Can employers legally mandate the COVID-19 vaccine?
Likely yes, but with caveats and cautions, some of which are summarized below.
Initially, in mid-December, the Equal Employment Opportunity Commission (EEOC) released guidance indicating that employers can mandate vaccines, subject to well-known disability and religious exemptions. However, in some circumstances, employees who refuse the COVID-19 vaccine because of a disability or religious belief can nevertheless be excluded from the workplace if no other accommodation would allow that employee to return to work.
As always, it is vital that employers engage in the interactive process and explore possible accommodations before considering termination.

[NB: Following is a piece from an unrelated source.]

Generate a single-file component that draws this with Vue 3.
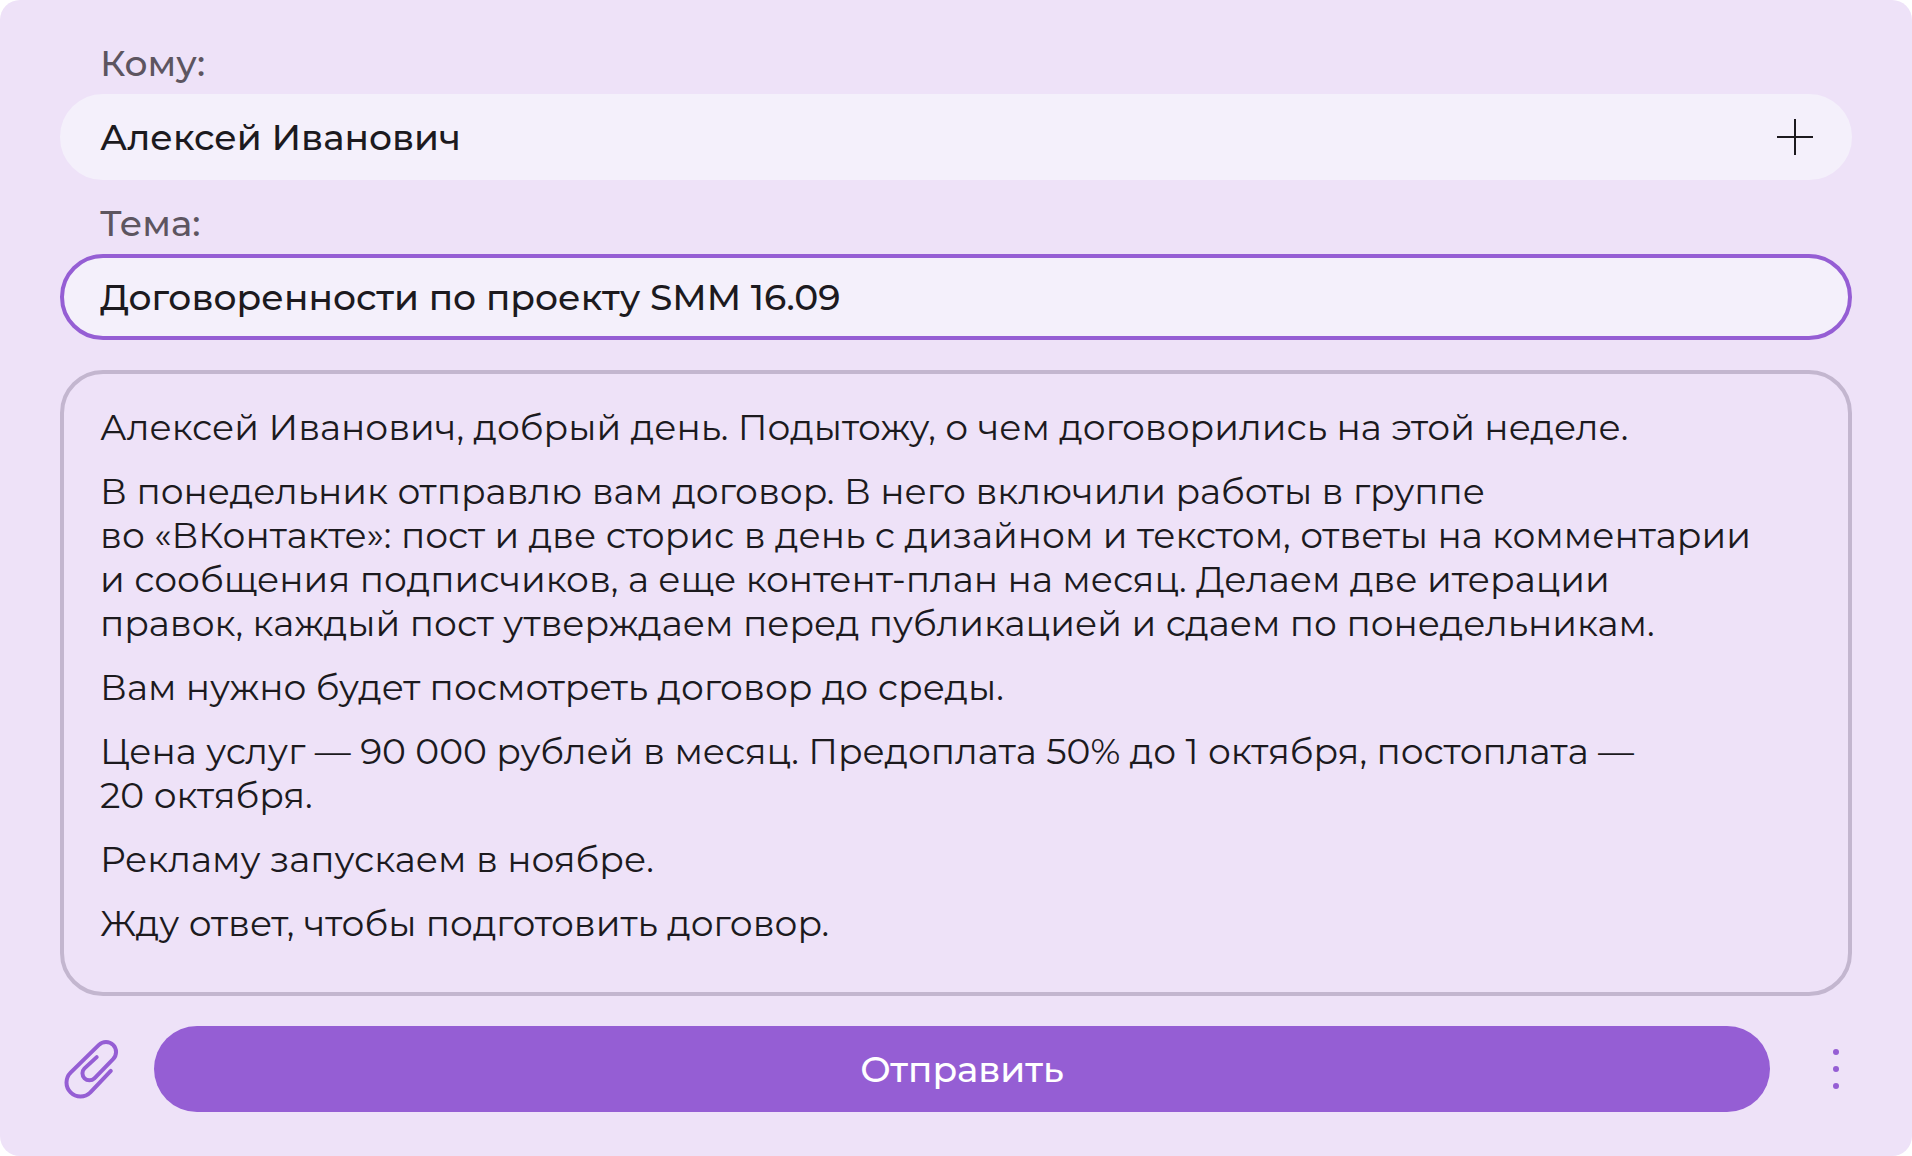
<script setup>
import { ref } from 'vue'

const recipient = ref('Алексей Иванович')
const subject = ref('Договоренности по проекту SMM 16.09')

const paragraphs = [
  'Алексей Иванович, добрый день. Подытожу, о чем договорились на этой неделе.',
  'В понедельник отправлю вам договор. В него включили работы в группе\nво «ВКонтакте»: пост и две сторис в день с дизайном и текстом, ответы на комментарии\nи сообщения подписчиков, а еще контент-план на месяц. Делаем две итерации\nправок, каждый пост утверждаем перед публикацией и сдаем по понедельникам.',
  'Вам нужно будет посмотреть договор до среды.',
  'Цена услуг — 90 000 рублей в месяц. Предоплата 50% до 1 октября, постоплата —\n20 октября.',
  'Рекламу запускаем в ноябре.',
  'Жду ответ, чтобы подготовить договор.',
]
</script>

<template>
  <form class="composer" @submit.prevent>
    <label class="label" for="recipient">Кому:</label>
    <div class="field">
      <input id="recipient" v-model="recipient" class="input" type="text" />
      <button class="icon-button add" type="button" aria-label="Добавить получателя">
        <svg width="36" height="36" viewBox="0 0 36 36" fill="none" stroke="currentColor" stroke-width="2">
          <path d="M18 0V36M0 18H36" />
        </svg>
      </button>
    </div>

    <label class="label second" for="subject">Тема:</label>
    <div class="field active">
      <input id="subject" v-model="subject" class="input" type="text" />
    </div>

    <div class="message" contenteditable="true" spellcheck="false" role="textbox" aria-multiline="true" aria-label="Текст письма">
      <p v-for="(text, i) in paragraphs" :key="i">{{ text }}</p>
    </div>

    <div class="actions">
      <button class="icon-button attach" type="button" aria-label="Прикрепить файл">
        <svg width="62" height="66" viewBox="0 0 62 66" fill="none" stroke="currentColor" stroke-width="4" stroke-linecap="round" stroke-linejoin="round">
          <path d="M50.8 34.9L30.4 56.4A14 14 0 0 1 10.6 36.6L38.9 8.9A10 10 0 0 1 53.1 23.1L34.4 42.3A7 7 0 0 1 24.5 32.4L36.7 21.1" />
        </svg>
      </button>
      <button class="send" type="submit">Отправить</button>
      <button class="icon-button more" type="button" aria-label="Ещё">
        <svg width="32" height="40" viewBox="0 0 32 40" fill="currentColor">
          <circle cx="16" cy="3" r="3" />
          <circle cx="16" cy="20" r="3" />
          <circle cx="16" cy="37" r="3" />
        </svg>
      </button>
    </div>
  </form>
</template>

<style>
body {
  margin: 0;
  background: #fff;
}
</style>

<style scoped>
.composer {
  box-sizing: border-box;
  display: flex;
  flex-direction: column;
  min-height: 100vh;
  padding: 41px 60px 44px;
  border-radius: 20px;
  background: #eee2f8;
  color: #1c1a1e;
  font-family: Montserrat, Inter, sans-serif;
  font-size: 36px;
  line-height: 44px;
}

.label {
  align-self: flex-start;
  margin: 0 40px 9px;
  color: #5d5560;
  font-weight: 500;
}

.label.second {
  margin-top: 21px;
}

.field {
  box-sizing: border-box;
  display: flex;
  align-items: center;
  height: 86px;
  padding: 0 35px 0 36px;
  border: 4px solid #f4f0fb;
  border-radius: 43px;
  background: #f4f0fb;
}

.field.active {
  border-color: #955ed4;
}

.input {
  flex: 1;
  min-width: 0;
  height: 44px;
  padding: 0;
  border: 0;
  outline: 0;
  background: none;
  color: inherit;
  font: inherit;
  font-weight: 500;
}

.icon-button {
  display: flex;
  flex: none;
  align-items: center;
  justify-content: center;
  padding: 0;
  border: 0;
  background: none;
  color: #955ed4;
  cursor: pointer;
}

.add {
  color: #1c1a1e;
}

.message {
  flex: 1;
  margin: 30px 0;
  padding: 31px 36px;
  border: 4px solid #c3b6cf;
  border-radius: 43px;
  outline: 0;
}

.message p {
  margin: 0 0 20px;
  white-space: pre-line;
}

.message p:last-child {
  margin-bottom: 0;
}

.actions {
  display: flex;
  align-items: center;
}

.send {
  flex: 1;
  height: 86px;
  margin: 0 50px 0 32px;
  padding: 0;
  border: 0;
  border-radius: 43px;
  background: #955ed4;
  color: #fff;
  font: inherit;
  font-weight: 500;
  cursor: pointer;
}
</style>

But our analysis does not end with the EEOC guidance. Other laws and regulations may play a role in an employer’s ability (and desire) to mandate the vaccine. To start, employers should consider potential worker’s compensation liability, such as if an employee experiences an adverse reaction to a vaccine. Further, employers should be wary of Federal Drug Administration requirements, particularly for emergency use vaccines. Finally, unionized and nonunionized workplaces, mandatory vaccines could implicate issues under the National Labor Relations Act (NLRA). For example, in all workplaces, if employees protest mandatory vaccinations, such actions could constitute protected concerted activity under Section 7 of the NLRA. And, in unionized work places, a compulsory vaccine program is likely a mandatory subject of bargaining.
Finally, state laws may cause additional headaches. For example, an Oregon law requires that certain health care employers must provide — but generally cannot mandate — vaccines to employees. Meanwhile, across the border in California, state law expressly grants health care employers the power to mandate certain vaccinations. Multi-state employers need to pay careful attention to differences across state lines.
But, should employers mandate the COVID-19 vaccine?
It depends. The answer likely hinges on business-and industry-specific considerations as well as the inevitable challenges of implementing a mandatory vaccination program, rather than a voluntary program.
A mandatory program will require extensive procedures governing various issues, including who pays for the vaccines, how employees prove receipt of their vaccinations, whether employees are required to re-vaccinate if medically recommended, how to manage confidentiality concerns, how employees prove disability or religious exemptions, and what happens if vaccines are not available. Moreover, employers will have to decide how to enforce their mandate while ensuring uniform treatment in order to avoid discrimination claims. To that end, implementation may require extensive management training.
However, a voluntary vaccination program may accomplish many of the same goals. Indeed, employees may elect to get vaccinated, especially if a vaccine is made readily available without cost. To help relieve any anxiety, employers might consider partnering with a health care organization to run an educational campaign about the benefits of getting vaccinated. Additionally, offering employee assistance programs may increase overall compliance by providing employees with resources and support.
In short, employers may find that — as they build employee trust and confidence in the COVID-19 vaccine and make it easier for employees to voluntarily say yes — a mandatory vaccination program may not be necessary.